Sea volumes up but road transport dips steeply

Brian Joss – Bad news for the economy mounted in the fourth quarter of 2019, which is evident in the latest Ctrack Freight & Transport Index. The Index shows that only sea freight volumes recorded positive growth during the quarter.

The freight volume decline of -4,5% over the last year is the steepest since May 2016 for the total logistics industry. The Index also shows an overall decline of five months when measuring on a year-ago basis.

The medium-term trend has been negative, too; only one month has experienced positive growth, while another has been neutral in the last year. 

Sea freight volumes are positive due to a strong increase in breakbulk and dry bulk transportation. Coal, Iron Ore and Chrome exports are doing well. However, the number of containers landed and shipped are in decline. South African households are feeling the pressure of the weak economy and load-shedding.

With both consumer and business confidence negative in the 4th quarter of 2019, most freight transporters are feeling the effects in tonnages and real income declines.

Land transport, which had maintained positive numbers until September for rail freight and October for road freight, has given way to year-on-year declines. In addition, pipeline volumes have declined -5,2% over the last year.

While airfreight volumes are in decline, there is evidence of stronger international freight growth into South Africa. This is due to the demand for consumer technology and may include high-value items such as cellphones and laptops.

The Ctrack Freight & Transport Index has indicated declining freight volumes for four months now on a year-on-year basis. This is not a long period of decline but is certainly hurting the industry.

Chart 1: The Ctrack Freight & Transport Index subsectors

The good news is that December 2019 saw positive changes in five of the six sectors on a seasonally adjusted basis despite load-shedding.

However, December is usually the main holiday month leaving one to wonder if it can maintain this strength beyond January. Nonetheless, the short-term trend is somewhat encouraging, particularly in terms of bulk goods volumes transported by rail and through the ports.

Lower outputs were recorded in December 2019 from manufacturing and mining. Some retailers have pointed to disappointing sales in December and the rise in inventories is likely due to misjudged sales expectations.

In this weak climate, it is vital that firms control costs with better route planning, security and right-sizing of equipment. More than ever, knowledge in the organisation will make a difference – from the drivers to the supervisors to the managers. Informed is prepared in this environment.

The impact of low confidence will mean those freight transporters who are prepared and informed about the wider climate as well as the micro details of their own firms, will have a better chance of survival.
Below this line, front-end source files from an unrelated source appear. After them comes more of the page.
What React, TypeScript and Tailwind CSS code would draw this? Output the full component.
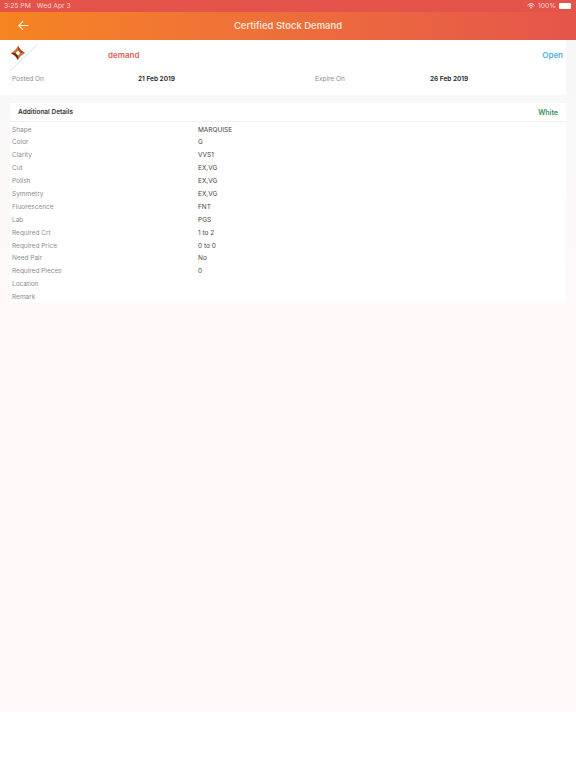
import React from 'react';

const details: [string, string][] = [
  ['Shape', 'MARQUISE'],
  ['Color', 'G'],
  ['Clarity', 'VVS1'],
  ['Cut', 'EX,VG'],
  ['Polish', 'EX,VG'],
  ['Symmetry', 'EX,VG'],
  ['Fluorescence', 'FNT'],
  ['Lab', 'PGS'],
  ['Required Crt', '1 to 2'],
  ['Required Price', '0 to 0'],
  ['Need Pair', 'No'],
  ['Required Pieces', '0'],
  ['Location', ''],
  ['Remark', ''],
];

const Logo = () => (
  <svg width="30" height="30" viewBox="0 0 30 30" className="shrink-0">
    <line x1="1" y1="29" x2="28" y2="3" stroke="#d4d4d4" strokeWidth="0.8" />
    <path d="M9 4 L11.4 7.6 L12.4 8.6 L16 11 L12.4 13.4 L11.4 14.4 L9 18 L6.6 14.4 L5.6 13.4 L2 11 L5.6 8.6 L6.6 7.6 Z" fill="#d2702f" />
    <path d="M2 11 L5.6 13.4 L6.6 14.4 L9 18 L9 13.5 L6.5 11 Z" fill="#5f2f22" />
    <path d="M9 4 L9 8.5 L11.5 11 L16 11 L12.4 8.6 L11.4 7.6 Z" fill="#a8492a" />
    <path d="M9 8.6 L11.4 11 L9 13.4 L6.6 11 Z" fill="#fdf6ee" />
  </svg>
);

const App: React.FC = () => {
  return (
    <div className="flex h-[768px] w-[576px] flex-col overflow-hidden bg-white font-['Inter',sans-serif]">
      <div className="flex h-[12px] items-center justify-between bg-[#e4534a] pl-[4px] pr-[5px] text-[6.8px] text-[#fbd5cd]">
        <div className="flex gap-[6px]">
          <span>3:25 PM</span>
          <span>Wed Apr 3</span>
        </div>
        <div className="flex items-center gap-[3px]">
          <svg width="8" height="6" viewBox="0 0 16 12" fill="none" stroke="#fff" strokeWidth="1.8">
            <path d="M1 4.5 C5 0.5 11 0.5 15 4.5 M3.5 7 C6 4.6 10 4.6 12.5 7" />
            <path d="M6 9.2 C7.2 8.2 8.8 8.2 10 9.2 L8 11.5 Z" fill="#fff" stroke="none" />
          </svg>
          <span>100%</span>
          <span className="h-[6px] w-[12px] rounded-[1px] bg-white" />
        </div>
      </div>

      <div className="relative flex h-[28px] items-center justify-center bg-gradient-to-r from-[#f6841f] to-[#e5554a]">
        <svg className="absolute left-[18px] top-[8px]" width="11" height="11" viewBox="0 0 11 11" fill="none" stroke="#fff3dc" strokeWidth="1.1">
          <path d="M10.5 5.5 H1 M5 1.2 L0.8 5.5 L5 9.8" />
        </svg>
        <span className="text-[9.5px] font-medium text-[#ffeede]">Certified Stock Demand</span>
      </div>

      <div className="flex flex-1 flex-col bg-[#fff9f9]">
        <div className="flex flex-col gap-[8px] bg-gradient-to-b from-[#f7f7f7] to-[#fff9f9]">
          <div className="mr-[10px] h-[55px] rounded-br-[2px] bg-white pl-[9px]">
            <div className="flex h-[32px] items-start">
              <div className="mt-[2px]">
                <Logo />
              </div>
              <span className="ml-[69px] mt-[9px] text-[8px] font-semibold text-[#dc6156]">demand</span>
              <span className="ml-auto mr-[3px] mt-[9px] text-[8px] font-semibold text-[#4fb0de]">Open</span>
            </div>
            <div className="flex h-[13px] items-center pt-[2px] text-[6.5px]">
              <span className="w-[129px] pl-[3px] text-[#8c8c8c]">Posted On</span>
              <span className="w-[177px] font-semibold text-[#222222]">21 Feb 2019</span>
              <span className="w-[115px] text-[#8c8c8c]">Expire On</span>
              <span className="font-semibold text-[#222222]">26 Feb 2019</span>
            </div>
          </div>

          <div className="mx-[10px] flex h-[200px] flex-col rounded-[2px] bg-white">
            <div className="flex h-[19px] shrink-0 items-center justify-between border-b border-[#f0f0f0] px-[8px] pt-[2px] text-[6.5px] font-semibold">
              <span className="text-[#333333]">Additional Details</span>
              <span className="text-[7px] text-[#37905a]">White</span>
            </div>
            <div className="flex flex-col pt-[2px]">
              {details.map(([label, value]) => (
                <div key={label} className="flex h-[12.9px] items-center text-[6.5px]">
                  <span className="w-[188px] pl-[2px] text-[#8c8c8c]">{label}</span>
                  <span className="text-[#444444]">{value}</span>
                </div>
              ))}
            </div>
          </div>
        </div>
        <div className="flex-1" />
        <div className="h-[56px] shrink-0 bg-white" />
      </div>
    </div>
  );
};

export default App;
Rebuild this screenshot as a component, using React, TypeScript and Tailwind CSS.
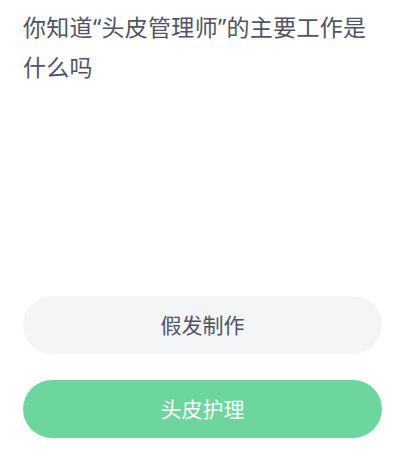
export default function App() {
  const q = { fontFamily: '"Noto Sans", "Open Sans", sans-serif' };
  return (
    <div
      className="w-[400px] h-[452px] bg-white overflow-hidden"
      style={{ fontFamily: '"Noto Sans CJK SC", "Noto Sans", sans-serif' }}
    >
      <div className="pl-[23px] pr-[20px] pt-[7px]">
        <p className="text-[23px] leading-[39px] tracking-[0.3px] text-[#4e5463]">
          你知道<span style={q}>“</span>头皮管理师<span style={q}>”</span>的主要工作是什么吗
        </p>
      </div>
      <div className="mt-[210px] ml-[23px] w-[359px] flex flex-col gap-[26px]">
        <div className="h-[58px] rounded-full bg-[#f4f5f7] flex items-center justify-center text-[21px] text-[#4e5463]">
          假发制作
        </div>
        <div className="h-[58px] rounded-full bg-[#6dd59e] flex items-center justify-center text-[21px] text-white">
          头皮护理
        </div>
      </div>
    </div>
  );
}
Chart 2: Ctrack Freight & Transport Index

Sea freight volumes show where the economy is in detail

The Ctrack Freight & Transport index is made up of many small indices which allow for detailed discussions about the performance of the various logistics sub-sectors.

Sea freight volumes in the Index are comprised of containers, breakbulk and bulk lines. We include landed and shipped indices for containers but not for breakbulk or vehicles.

The fact that both landed and shipped containers declined over the last year indicates that South Africa’s higher value-added export sector is not able to gain traction beyond passenger cars.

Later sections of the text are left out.